Given instruction: Starting at the top of the listing, extract every line up to and including the one with "const LIST_ROWS_TARGET = 4;". Pictures stay out of the copy.

Supplied information:
begin
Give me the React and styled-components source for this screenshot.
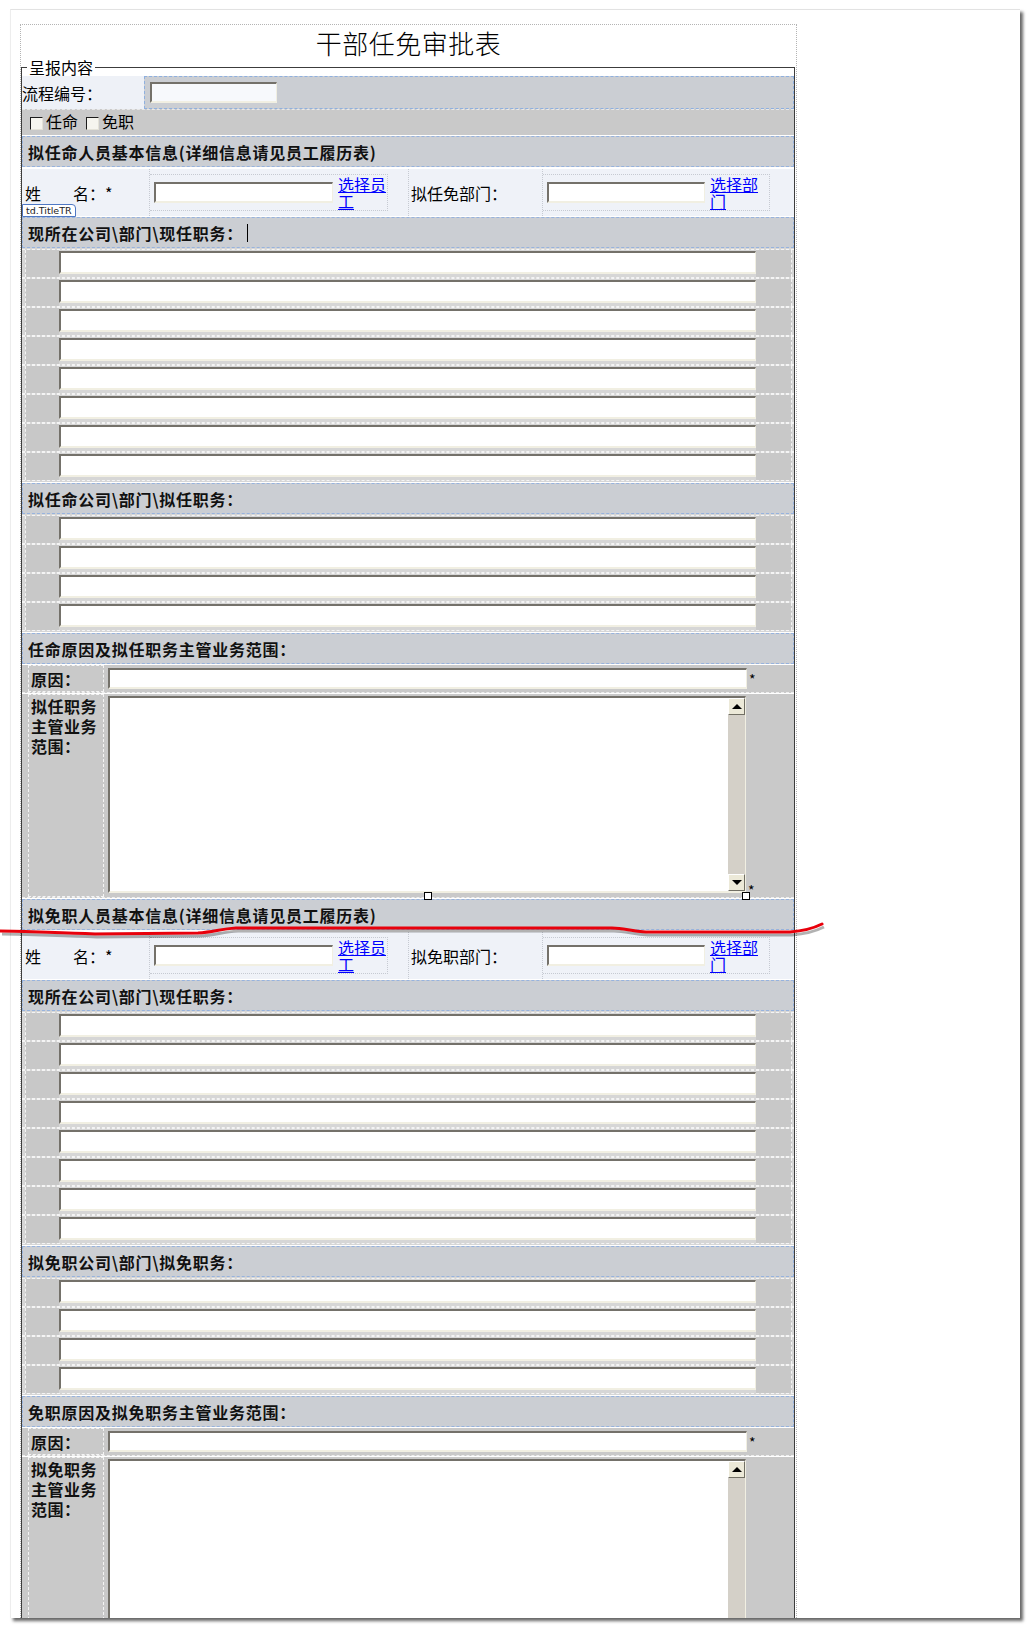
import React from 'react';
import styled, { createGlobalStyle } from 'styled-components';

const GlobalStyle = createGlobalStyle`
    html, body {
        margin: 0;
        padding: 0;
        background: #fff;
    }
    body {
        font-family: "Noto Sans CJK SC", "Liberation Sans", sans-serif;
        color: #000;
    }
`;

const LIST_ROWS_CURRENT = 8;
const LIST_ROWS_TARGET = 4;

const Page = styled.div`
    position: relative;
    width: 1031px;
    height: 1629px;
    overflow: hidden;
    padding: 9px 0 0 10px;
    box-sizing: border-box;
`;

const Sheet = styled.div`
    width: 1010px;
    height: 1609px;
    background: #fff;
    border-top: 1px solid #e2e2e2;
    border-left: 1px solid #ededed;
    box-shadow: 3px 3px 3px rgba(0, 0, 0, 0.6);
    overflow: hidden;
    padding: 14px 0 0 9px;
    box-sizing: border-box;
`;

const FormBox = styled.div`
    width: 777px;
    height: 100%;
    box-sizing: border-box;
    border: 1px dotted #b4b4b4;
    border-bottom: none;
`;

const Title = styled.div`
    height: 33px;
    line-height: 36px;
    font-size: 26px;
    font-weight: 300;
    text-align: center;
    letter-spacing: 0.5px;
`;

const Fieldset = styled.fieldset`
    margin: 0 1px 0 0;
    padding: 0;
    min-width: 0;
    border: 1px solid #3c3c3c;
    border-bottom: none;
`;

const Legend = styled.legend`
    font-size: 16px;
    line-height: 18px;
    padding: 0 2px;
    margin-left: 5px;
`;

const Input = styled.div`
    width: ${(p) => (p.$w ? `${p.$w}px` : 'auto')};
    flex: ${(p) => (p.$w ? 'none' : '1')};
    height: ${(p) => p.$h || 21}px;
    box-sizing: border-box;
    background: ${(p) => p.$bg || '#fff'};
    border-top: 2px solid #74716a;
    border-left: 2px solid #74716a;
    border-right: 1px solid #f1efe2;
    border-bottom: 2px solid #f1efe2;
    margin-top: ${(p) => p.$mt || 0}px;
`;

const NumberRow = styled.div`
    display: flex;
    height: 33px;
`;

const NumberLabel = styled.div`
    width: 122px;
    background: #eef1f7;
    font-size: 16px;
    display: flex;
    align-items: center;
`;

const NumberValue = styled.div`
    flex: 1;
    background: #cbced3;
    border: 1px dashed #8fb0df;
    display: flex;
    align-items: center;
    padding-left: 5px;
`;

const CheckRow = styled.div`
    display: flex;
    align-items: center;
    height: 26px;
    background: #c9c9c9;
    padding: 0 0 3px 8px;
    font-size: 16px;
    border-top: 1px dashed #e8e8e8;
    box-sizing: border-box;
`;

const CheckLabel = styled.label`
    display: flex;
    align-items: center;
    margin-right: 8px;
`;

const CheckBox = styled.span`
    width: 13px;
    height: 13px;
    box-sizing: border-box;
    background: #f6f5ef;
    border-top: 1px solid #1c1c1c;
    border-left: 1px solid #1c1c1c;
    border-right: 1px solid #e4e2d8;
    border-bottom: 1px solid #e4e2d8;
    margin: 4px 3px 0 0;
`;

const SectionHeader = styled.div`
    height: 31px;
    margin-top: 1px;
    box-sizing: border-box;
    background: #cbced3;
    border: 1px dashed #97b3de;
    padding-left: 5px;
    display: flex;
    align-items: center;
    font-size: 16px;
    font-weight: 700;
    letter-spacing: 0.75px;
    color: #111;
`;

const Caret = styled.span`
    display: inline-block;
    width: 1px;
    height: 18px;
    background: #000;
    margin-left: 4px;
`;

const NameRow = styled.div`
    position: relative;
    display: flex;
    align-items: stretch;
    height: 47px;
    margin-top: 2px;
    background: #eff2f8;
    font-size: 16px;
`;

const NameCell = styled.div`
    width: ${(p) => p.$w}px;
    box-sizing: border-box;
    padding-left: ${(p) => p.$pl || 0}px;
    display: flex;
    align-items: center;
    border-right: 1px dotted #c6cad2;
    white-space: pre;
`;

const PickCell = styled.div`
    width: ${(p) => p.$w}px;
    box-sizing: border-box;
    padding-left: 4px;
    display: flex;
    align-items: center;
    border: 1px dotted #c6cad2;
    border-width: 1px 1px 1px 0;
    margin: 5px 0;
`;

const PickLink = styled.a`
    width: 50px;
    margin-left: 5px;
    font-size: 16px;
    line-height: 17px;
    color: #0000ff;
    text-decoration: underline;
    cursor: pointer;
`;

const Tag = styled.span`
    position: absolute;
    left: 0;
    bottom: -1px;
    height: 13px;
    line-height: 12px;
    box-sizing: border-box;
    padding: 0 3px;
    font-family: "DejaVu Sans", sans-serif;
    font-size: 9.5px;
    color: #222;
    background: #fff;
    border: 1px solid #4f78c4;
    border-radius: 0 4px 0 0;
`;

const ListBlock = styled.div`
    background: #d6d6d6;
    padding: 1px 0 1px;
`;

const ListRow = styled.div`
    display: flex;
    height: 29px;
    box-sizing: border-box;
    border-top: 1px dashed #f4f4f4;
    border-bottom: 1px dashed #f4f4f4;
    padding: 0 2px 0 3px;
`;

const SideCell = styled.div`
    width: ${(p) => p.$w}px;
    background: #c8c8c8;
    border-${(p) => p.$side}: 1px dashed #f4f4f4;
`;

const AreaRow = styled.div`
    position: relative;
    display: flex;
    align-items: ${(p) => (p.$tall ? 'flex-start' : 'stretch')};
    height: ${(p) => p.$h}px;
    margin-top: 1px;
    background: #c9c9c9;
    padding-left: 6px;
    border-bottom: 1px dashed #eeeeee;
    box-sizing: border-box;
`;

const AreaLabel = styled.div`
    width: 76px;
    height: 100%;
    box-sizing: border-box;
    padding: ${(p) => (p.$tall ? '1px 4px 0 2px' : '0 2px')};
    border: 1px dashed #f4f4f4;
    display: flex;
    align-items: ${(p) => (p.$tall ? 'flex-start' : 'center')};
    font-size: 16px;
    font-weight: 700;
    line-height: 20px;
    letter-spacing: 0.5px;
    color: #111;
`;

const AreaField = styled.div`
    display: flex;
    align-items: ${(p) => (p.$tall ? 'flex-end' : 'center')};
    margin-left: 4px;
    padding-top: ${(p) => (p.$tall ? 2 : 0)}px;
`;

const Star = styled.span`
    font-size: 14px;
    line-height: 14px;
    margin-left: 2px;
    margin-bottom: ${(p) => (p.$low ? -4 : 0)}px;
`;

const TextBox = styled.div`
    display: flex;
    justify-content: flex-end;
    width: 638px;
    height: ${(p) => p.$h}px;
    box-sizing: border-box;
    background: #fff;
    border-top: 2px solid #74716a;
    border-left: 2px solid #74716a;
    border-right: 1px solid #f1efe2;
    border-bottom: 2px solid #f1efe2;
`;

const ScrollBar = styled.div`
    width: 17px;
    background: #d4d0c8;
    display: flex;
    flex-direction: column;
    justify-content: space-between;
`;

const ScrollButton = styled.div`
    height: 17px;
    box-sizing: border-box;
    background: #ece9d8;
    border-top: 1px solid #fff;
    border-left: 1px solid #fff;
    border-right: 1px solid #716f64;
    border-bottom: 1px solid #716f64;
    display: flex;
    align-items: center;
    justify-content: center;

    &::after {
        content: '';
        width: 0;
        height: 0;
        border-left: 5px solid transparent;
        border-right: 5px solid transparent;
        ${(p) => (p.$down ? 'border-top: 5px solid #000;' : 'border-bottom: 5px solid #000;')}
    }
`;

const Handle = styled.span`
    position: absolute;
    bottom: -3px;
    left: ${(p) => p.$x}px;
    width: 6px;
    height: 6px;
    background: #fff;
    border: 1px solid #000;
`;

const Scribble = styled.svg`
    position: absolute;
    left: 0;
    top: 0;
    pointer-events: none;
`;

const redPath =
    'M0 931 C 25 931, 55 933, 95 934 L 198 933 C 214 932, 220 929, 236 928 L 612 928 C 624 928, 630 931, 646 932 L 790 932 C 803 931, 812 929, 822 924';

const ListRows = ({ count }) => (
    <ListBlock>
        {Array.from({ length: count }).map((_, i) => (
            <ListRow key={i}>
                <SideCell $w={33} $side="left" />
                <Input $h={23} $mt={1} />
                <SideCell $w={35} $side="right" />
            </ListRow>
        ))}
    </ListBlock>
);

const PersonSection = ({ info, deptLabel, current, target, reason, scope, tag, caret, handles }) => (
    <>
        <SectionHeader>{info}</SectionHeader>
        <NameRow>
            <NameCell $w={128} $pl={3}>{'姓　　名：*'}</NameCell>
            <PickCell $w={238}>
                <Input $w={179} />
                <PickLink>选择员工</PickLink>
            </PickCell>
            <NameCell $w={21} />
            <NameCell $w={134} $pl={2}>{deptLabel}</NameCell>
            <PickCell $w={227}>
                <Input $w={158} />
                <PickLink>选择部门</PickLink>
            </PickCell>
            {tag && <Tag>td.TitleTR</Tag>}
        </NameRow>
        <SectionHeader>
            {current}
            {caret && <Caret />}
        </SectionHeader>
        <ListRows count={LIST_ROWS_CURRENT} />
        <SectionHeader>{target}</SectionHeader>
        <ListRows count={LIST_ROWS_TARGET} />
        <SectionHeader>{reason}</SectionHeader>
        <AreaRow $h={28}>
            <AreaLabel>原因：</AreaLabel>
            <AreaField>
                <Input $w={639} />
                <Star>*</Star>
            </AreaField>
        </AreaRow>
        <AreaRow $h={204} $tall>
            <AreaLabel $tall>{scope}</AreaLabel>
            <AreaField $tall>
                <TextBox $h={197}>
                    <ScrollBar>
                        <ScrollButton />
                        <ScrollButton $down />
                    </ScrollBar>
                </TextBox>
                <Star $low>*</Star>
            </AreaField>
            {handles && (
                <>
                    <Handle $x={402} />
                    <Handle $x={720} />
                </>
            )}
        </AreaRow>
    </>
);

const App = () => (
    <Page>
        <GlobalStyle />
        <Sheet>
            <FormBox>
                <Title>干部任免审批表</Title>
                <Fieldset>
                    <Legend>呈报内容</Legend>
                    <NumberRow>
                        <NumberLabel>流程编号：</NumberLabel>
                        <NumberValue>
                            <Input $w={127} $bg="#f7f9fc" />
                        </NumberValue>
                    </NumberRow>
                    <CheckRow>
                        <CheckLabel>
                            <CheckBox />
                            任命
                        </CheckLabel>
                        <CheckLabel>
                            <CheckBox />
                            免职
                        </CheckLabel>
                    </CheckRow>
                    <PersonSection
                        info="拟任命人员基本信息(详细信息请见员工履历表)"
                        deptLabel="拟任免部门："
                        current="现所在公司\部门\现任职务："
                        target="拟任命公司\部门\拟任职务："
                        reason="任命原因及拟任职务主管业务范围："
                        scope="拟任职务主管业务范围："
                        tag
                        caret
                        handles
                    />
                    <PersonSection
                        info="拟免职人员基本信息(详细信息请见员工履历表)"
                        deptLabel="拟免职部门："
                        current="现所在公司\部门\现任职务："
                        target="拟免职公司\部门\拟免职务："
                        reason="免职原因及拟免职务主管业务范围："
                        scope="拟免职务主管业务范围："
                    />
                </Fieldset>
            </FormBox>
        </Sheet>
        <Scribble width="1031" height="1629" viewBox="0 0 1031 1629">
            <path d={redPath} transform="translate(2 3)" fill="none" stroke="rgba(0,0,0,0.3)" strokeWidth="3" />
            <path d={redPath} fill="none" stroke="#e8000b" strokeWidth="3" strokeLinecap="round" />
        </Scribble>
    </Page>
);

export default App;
end
Problem solution:
Give me the React and styled-components source for this screenshot.
import React from 'react';
import styled, { createGlobalStyle } from 'styled-components';

const GlobalStyle = createGlobalStyle`
    html, body {
        margin: 0;
        padding: 0;
        background: #fff;
    }
    body {
        font-family: "Noto Sans CJK SC", "Liberation Sans", sans-serif;
        color: #000;
    }
`;

const LIST_ROWS_CURRENT = 8;
const LIST_ROWS_TARGET = 4;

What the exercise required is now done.